» **AIM**: Work out how many lines include "components" and answer with that number only.

» **DATASET CONTENT**:
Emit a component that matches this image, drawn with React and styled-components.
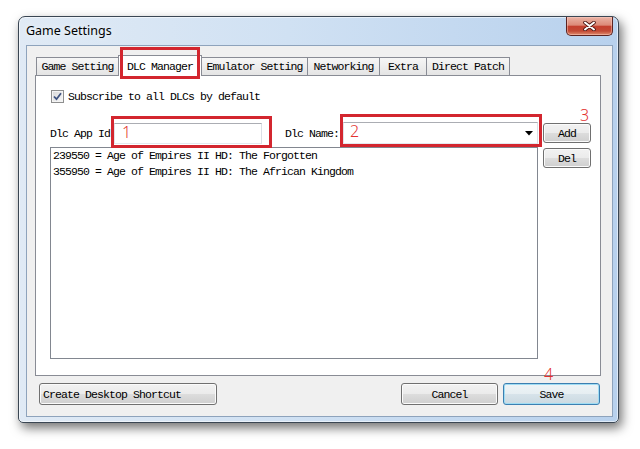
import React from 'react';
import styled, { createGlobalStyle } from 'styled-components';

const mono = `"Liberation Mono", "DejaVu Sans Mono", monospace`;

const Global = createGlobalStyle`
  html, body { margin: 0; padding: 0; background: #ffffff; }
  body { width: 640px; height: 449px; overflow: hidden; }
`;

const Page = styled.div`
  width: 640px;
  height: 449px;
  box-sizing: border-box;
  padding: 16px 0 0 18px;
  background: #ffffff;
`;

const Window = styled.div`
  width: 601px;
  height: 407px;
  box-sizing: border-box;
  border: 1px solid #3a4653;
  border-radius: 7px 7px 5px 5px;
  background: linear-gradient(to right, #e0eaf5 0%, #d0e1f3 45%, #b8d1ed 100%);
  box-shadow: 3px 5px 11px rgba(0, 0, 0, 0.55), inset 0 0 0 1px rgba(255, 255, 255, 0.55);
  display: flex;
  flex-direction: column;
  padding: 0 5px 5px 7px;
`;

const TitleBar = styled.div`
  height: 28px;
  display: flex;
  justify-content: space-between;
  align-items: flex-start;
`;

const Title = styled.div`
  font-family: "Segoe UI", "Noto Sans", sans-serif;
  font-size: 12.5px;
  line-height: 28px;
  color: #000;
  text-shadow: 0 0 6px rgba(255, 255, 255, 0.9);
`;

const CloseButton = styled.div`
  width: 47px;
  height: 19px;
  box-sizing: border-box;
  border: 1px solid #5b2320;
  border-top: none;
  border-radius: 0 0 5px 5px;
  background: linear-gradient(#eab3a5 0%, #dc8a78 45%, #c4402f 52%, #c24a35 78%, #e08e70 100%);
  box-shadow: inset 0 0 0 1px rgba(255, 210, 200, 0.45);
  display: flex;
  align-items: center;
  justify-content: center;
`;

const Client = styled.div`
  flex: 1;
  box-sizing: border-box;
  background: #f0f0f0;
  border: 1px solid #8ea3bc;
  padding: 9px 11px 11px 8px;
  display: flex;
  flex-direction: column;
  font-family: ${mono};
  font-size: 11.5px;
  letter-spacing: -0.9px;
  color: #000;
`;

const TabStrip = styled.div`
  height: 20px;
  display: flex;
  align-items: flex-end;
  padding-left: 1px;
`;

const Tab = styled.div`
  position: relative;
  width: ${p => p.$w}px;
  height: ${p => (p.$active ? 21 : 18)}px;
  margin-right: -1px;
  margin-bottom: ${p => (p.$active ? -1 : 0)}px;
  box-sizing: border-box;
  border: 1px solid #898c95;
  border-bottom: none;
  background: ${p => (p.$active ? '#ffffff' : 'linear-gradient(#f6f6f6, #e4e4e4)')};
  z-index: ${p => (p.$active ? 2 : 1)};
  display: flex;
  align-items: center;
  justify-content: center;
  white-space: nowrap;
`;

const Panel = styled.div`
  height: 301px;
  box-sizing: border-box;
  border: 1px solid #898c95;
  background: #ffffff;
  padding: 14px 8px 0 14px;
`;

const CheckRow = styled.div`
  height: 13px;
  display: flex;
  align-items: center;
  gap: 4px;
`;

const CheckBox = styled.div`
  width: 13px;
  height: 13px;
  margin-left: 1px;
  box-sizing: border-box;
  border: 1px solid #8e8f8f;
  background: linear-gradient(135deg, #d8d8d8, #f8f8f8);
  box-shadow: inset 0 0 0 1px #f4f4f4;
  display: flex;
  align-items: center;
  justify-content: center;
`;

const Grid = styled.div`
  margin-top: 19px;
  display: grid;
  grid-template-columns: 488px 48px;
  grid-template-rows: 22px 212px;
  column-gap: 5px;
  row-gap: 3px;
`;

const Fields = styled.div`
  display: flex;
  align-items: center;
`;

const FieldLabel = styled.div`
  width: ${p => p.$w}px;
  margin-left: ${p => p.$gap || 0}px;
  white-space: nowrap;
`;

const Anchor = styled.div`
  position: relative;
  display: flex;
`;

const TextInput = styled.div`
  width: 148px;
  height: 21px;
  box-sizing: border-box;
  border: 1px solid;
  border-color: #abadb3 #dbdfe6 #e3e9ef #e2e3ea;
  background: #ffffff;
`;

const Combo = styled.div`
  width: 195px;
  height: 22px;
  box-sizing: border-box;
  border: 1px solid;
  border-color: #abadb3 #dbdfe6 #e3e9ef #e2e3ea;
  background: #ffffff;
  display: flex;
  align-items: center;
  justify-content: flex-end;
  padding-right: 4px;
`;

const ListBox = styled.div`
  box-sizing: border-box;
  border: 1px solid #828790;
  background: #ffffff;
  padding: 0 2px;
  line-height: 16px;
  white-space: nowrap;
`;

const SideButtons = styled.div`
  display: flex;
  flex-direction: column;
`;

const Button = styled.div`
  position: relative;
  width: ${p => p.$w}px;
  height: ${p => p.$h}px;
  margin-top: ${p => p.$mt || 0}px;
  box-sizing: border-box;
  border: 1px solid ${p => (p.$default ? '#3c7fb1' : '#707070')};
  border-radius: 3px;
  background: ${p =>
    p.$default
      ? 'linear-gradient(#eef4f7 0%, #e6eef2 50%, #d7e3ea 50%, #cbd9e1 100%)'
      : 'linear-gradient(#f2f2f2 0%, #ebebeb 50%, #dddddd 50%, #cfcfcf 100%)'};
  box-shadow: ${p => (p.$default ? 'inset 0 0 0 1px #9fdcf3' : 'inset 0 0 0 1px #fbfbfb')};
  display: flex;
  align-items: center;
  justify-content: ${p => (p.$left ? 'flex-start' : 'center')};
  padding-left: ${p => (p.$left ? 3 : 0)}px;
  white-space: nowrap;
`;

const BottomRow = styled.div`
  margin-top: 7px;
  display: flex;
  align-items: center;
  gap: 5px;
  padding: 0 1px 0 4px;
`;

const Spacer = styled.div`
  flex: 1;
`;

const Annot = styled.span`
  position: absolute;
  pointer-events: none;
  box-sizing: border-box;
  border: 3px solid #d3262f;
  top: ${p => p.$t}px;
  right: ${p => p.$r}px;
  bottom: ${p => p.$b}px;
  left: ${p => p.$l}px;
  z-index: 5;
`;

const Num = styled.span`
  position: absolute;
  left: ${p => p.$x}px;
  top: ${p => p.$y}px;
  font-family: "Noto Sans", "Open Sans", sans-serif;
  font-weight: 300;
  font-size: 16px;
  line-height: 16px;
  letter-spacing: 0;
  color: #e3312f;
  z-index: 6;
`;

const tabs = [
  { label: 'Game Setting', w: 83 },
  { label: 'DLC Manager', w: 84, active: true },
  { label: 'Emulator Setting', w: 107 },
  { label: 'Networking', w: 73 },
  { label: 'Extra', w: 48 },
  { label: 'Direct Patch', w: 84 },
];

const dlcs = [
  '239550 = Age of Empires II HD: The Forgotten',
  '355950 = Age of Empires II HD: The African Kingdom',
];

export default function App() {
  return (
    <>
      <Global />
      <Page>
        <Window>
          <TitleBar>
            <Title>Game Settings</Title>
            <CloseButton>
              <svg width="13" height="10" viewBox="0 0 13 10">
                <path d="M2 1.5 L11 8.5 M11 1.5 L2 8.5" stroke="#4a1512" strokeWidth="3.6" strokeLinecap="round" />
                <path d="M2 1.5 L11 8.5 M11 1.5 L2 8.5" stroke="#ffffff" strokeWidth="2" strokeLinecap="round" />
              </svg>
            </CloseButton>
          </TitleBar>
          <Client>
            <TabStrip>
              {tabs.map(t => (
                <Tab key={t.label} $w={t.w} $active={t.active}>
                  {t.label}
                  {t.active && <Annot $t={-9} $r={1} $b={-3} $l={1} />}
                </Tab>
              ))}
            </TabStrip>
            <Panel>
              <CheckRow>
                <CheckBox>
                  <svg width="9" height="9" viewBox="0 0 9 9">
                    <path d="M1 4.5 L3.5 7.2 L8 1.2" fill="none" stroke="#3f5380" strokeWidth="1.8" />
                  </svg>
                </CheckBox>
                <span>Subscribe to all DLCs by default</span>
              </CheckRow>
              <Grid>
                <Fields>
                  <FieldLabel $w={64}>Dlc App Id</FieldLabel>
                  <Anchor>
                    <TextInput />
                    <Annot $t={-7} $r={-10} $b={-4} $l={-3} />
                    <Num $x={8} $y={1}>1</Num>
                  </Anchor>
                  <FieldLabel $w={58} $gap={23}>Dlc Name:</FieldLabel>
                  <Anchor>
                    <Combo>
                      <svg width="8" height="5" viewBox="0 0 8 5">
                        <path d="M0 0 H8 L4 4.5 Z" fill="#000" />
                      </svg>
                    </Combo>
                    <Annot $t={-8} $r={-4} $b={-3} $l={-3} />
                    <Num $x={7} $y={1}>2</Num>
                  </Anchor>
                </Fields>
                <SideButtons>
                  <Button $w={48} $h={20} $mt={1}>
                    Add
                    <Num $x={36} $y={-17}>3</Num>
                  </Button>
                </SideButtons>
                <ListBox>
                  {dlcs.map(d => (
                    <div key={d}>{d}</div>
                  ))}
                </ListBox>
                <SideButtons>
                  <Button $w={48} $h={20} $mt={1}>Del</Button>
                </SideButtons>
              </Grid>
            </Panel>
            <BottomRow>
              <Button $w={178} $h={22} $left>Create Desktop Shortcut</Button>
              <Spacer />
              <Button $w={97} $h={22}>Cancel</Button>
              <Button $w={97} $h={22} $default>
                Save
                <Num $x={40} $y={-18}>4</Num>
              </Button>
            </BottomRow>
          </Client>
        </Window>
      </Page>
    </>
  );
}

» **THE RESPONSE**: 2